Anago is available all year around in Japan but its main season is from June to July. The most prized Anago comes from Nojima in Tokyo Bay which has the best texture after cooking. After simmering the Anago, it needs to be gently lifted out of the pot as it is delicate enough to fall apart. It is then laid out and allowed to cool down to room temperature before being served as nigiri or over a rice bowl.
The recipe below starts of with live Anago eels that are then dispatched before cooking. I use a Japanese eel filleting knife know as an unagisaki hōchō (鰻割き包丁). The knife deliberately ends in a sharp tip designed to cut through the thick eel skin but any normal knife can be used to fillet an eel. Unagisaki knives are actually typically found in Unagi and Anago restaurants but high end sushi restaurant tend to just use normally filleting knives. The spike used to strike through the hindbrain of the eel is known as a meuchi (目打ち) whilst the thin wire used to destroy the spinal cord is 1mm in thickness.At 1mm in thickness, it is too thick to be used on baby eels. Each eel weights around 250 to 300g. The ikejime technique here can be applied to most other fish and the filleting technique here is the same for all eels.
The Ikejime Technique
- Hold the live eel securely on the chopping board. A loose grip will cause the eel to trash around.
- Using the butt of your knife, hammer the Ikejime needle directly behind the eye of the eel through the hindbrain as shown below. If done correctly the eel’s fins and gills should flare up one last time, and the eel should stop trashing.
- Cut into the back of the eel just behind the head deep enough to expose the spine.
- Insert the wire into the spine as deep as you can go. The eel should relax as the wire goes in. This step and the next step can be done without the eel being nailed to the chopping board.
- Pull the wire in and out of the spinal column of the eel to ensure that the spinal cord is fully destroyed.
Cleaning and Filleting Anago
- Insert the knife through the back of the eel behind the pectoral fin.
- Whilst pressing down with your other hand, gently slide the knife along the spine to open up the eel. Be careful not to puncture the belly of the eel with the tip of the knife.
- Continue to slide the knife along all the way down to the tip of the eel’s tail.

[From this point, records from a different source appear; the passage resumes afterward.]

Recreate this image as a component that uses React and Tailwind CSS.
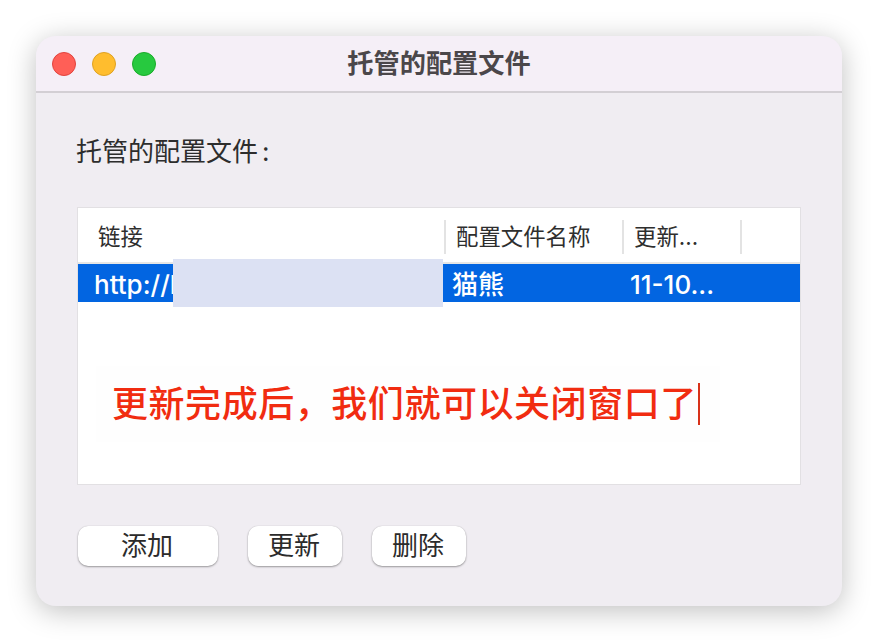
const CJK = "font-['Inter','Noto_Sans_CJK_SC',sans-serif]";

function Light({ className }) {
  return <span className={`size-6 rounded-full border ${className}`} />;
}

function HeaderCell({ className, children }) {
  return (
    <div className={`flex h-[34px] items-center border-r-2 border-[#e3e3e3] text-[22.4px] text-[#2e2e2e] ${className}`}>
      {children}
    </div>
  );
}

function Button({ className, children }) {
  return (
    <button className={`h-10 rounded-[10px] bg-white pr-0.5 text-[26px] leading-none text-[#2b2b2b] shadow-[0_1px_2px_rgba(0,0,0,0.35),0_0_1px_rgba(0,0,0,0.2)] ${className}`}>
      {children}
    </button>
  );
}

export default function App() {
  return (
    <div className={`h-[642px] w-[878px] overflow-hidden bg-white pl-9 pt-9 ${CJK}`}>
      <div className="relative flex h-[570px] w-[806px] flex-col overflow-hidden rounded-[20px] bg-[#f0edf2] shadow-[0_5px_28px_rgba(0,0,0,0.25)]">
        <div className="flex h-[57px] shrink-0 items-center border-b-2 border-[#d3cfd4] bg-[#f5eff7]">
          <div className="flex gap-4 pl-4">
            <Light className="border-[#e0443e] bg-[#ff5f57]" />
            <Light className="border-[#dea123] bg-[#ffbd2e]" />
            <Light className="border-[#1aab29] bg-[#27c93f]" />
          </div>
          <div className="flex-1 pr-[120px] pt-0.5 text-center text-[26.2px] font-semibold leading-none text-[#4b474a]">
            托管的配置文件
          </div>
        </div>

        <div className="flex flex-1 flex-col px-[41px] pt-[42px]">
          <p className="-ml-px text-[26px] leading-[34px] text-[#2d2d2d]">
            托管的配置文件<span className="ml-1">:</span>
          </p>

          <div className="mt-[38px] h-[278px] w-[724px] border border-[#e2e0e3] bg-white">
            <div className="flex h-[56px] items-center border-b-2 border-[#e6e6e6] pt-1">
              <HeaderCell className="w-[368px] pl-5">链接</HeaderCell>
              <HeaderCell className="w-[178px] pl-[10px]">配置文件名称</HeaderCell>
              <HeaderCell className="w-[118px] pl-[10px]">更新...</HeaderCell>
            </div>
            <div className="flex h-[38px] items-center bg-[#0265e1] pt-1 text-[26px] font-medium leading-none text-white">
              <span className="w-[365px] pl-4">http://h</span>
              <span className="w-[178px] pl-[9px]">猫熊</span>
              <span className="pl-[9px]">11-10...</span>
            </div>
          </div>

          <div className="mt-[41px] flex gap-[30px] pl-px">
            <Button className="w-[140px]">添加</Button>
            <Button className="w-[94px]">更新</Button>
            <Button className="w-[94px]">删除</Button>
          </div>
        </div>

        {/* redaction patch over the url */}
        <div className="absolute left-[137px] top-[223px] h-12 w-[270px] bg-[#dce1f3]" />

        {/* red annotation typed over the screenshot */}
        <div className="absolute left-[60px] top-[330px] flex items-center bg-[#fefefe] py-4 pl-4 pr-5">
          <span className="text-[36px] font-medium leading-[44px] tracking-[0.55px] text-[#f12c10]">
            更新完成后，我们就可以关闭窗口了
          </span>
          <span className="ml-px h-[42px] w-0.5 bg-[#d8321a]" />
        </div>
      </div>
    </div>
  );
}
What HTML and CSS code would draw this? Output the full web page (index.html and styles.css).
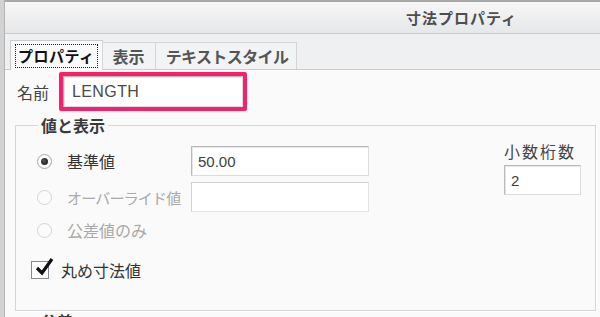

- Open up the eel and insert the knife below the spine of the eel.
- Slide the knife along the eel again, removing the spine as you go.
- Using the tip of the knife, scrap of the innards of the eel. It should come off in one go due to the freshness.
- You can scrap the knife on the flesh to remove any innards or blood.
- Save the head and bones of the eel for making the sauce. Discard the innards. If you are able to fillet the eel without damaging the liver, you can add the eel liver to miso soup.
- Wash the eel in salt water in order to remove the slime. Repeat until the eels are no longer slimy.
Simmered Anago Recipe
- 2 Anago fillets (each eel weighing around 250g with bones and innards)
- 50ml Mirin
- 40g White Granulated Sugar
- 70ml Soy sauce
- 1500ml Water
- Heat a large pot of with the water and dissolve the sugar into it.
- Add the mirin and allow the alcohol to evaporate.
- Add in soy sauce and mix together.
- Once boiling, add in the anago.
- The eel might move around a lot in the pot so you might want to cover the pot with a lid or a Japanese drop-lid if you have one.
- Skim away any scum and foam that rises to the surface.
- After 25 minutes, gently remove from liquid. Save the liquid.
- The anago can be served warm over rice at this point. If serving in nigiri, gently cover with a damp towel to prevent the anago from drying out and serve at room temperature.